NOT: Yazıda yer alan italik ifadeler Süleyman Karagülle’ye aittir.
Yorum:
İki türlü devlet başkanı seçimi
Devlet; yasama, yürütme, yargı ve yönetme olmak üzere dört güçten oluşur. Yasama kuralları koyar, Yürütme kurallara göre işleri yapar. Yargı yürütmede yasalara aykırı yapılanları tespit eder. Yönetim yargı kararlarını infaz eder. Devlet başkanı da bu kurumlar arasındaki dengeyi sağlar.
Yasama sadece yasa yapmalıdır. Yürütmeye, yargıya ve yönetmeye karışmamalıdır. Yürütme de sadece yürütme işlerini yapmalı yasamaya, yargıya ve yönetime karışmamalıdır. Yargı da kendi işini yapmalı yasalar koymaya kalkışmamalı, yürütme ve yönetmeye karışmamalıdır. Yönetme de sadece yargı kararlarını uygulamalı, yargıya karışmamalıdır. Yasama ve yönetmeye tahakküm etmemelidir.
İşte bu dört kurum arasında dengeyi sağlayacak başkandır. Kurumlar arasında çıkacak her türlü anlaşmazlığı başkan hemen çözer. Tarafların yargıya gitme yetkileri vardır. Hakemlerden oluşan yargı son sözü söyler. Hakemlerin denetiminde yine hakemler tarafından yapılır.
İşte devlet başkanı kurumların üstündedir ama hakemlerin üstünde değildir. Denge böyle oluşur. Türkiye’de ise yargı meclisin üstünde değildir. Çünkü hakemlerden oluşmaktadır. Devlet başkanını meclis seçsin halk seçsin bir şey değişmez. Bunu daha evvel yazdık. Ne değişiyor? AK Partinin dediği oluyor.
Kuran’a göre iki türlü başkanlık vardır:
a) Devlet başkanı alimdir. Meclisin başkanıdır. Yürütmede sivil birini vezir yapar. Asker birini de orduya başkomutan atar. Bu devlet şeklini Talut misali ile anlatır. Osmanlı yönetimi buna benzer.

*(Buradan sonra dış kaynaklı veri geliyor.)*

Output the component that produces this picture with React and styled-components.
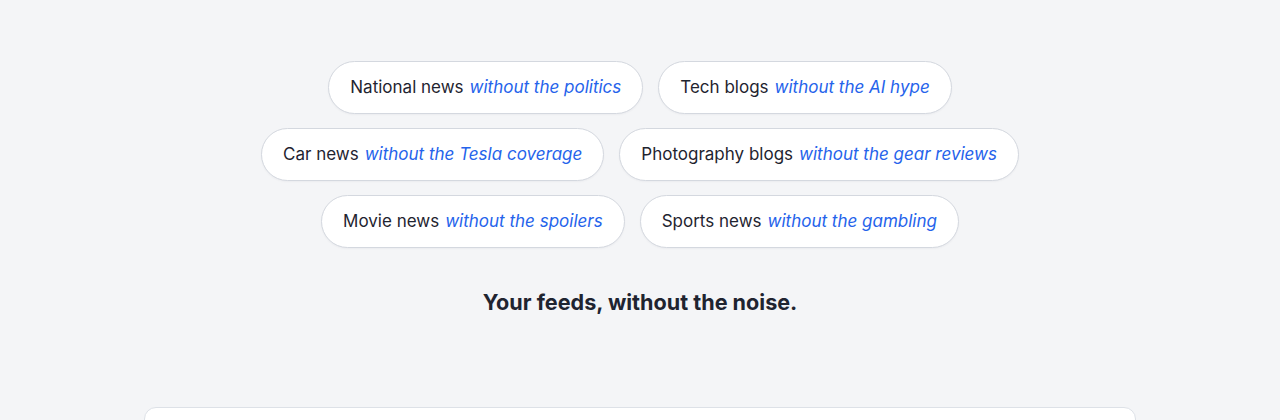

b) Devlet başkanı askerdir. Yönetimin başındadır. Başkomutandır. Genelkurmay başkanı korgeneral seviyesindedir. Ordu komutanları doğrudan devlet başkanına bağlıdırlar. Sayıları çoktur. Sivil başbakan atar. Yürütmeyi o yapar. Hazreti Muhammed böyle bir devlet başkanıdır.
Bugünkü anayasamızda devlet başkanının başkomutan olduğu ifade edilmiştir. Yani ikinci tip devlet başkanlığı kabul edilmiştir.
Bu ülkede başkomutan asker olmalıdır. Nitekim Mustafa Kemal ve İnönü arasında devlet kurumları arasında bir sorun çıkmıştır. Celal Bayar zamanında müdahale olmuştur. Çağlayan zamanında müdahale olmuştur.
Adil Düzen demek Kuran düzeni demektir. Çözülmenmiş bir sorun yoktur. Yıllar değişse de çözüm değişmiyor. Biz elli senedir aynı şeyi savunuyoruz. Devlet başkanı asker olmalıdır. Uygulamalar hep bizi haklı çıkarmaktadır.
Herkes olmaz diyor. Neden olmaz diyor? Çünkü sermaye askerlere söz geçiremiyor. Dolayısıyla onları yönetim dışında tutacak ki, ülkeleri kolayca karıştırsın. Peşin hükümler. Dolduruşa gelmeler.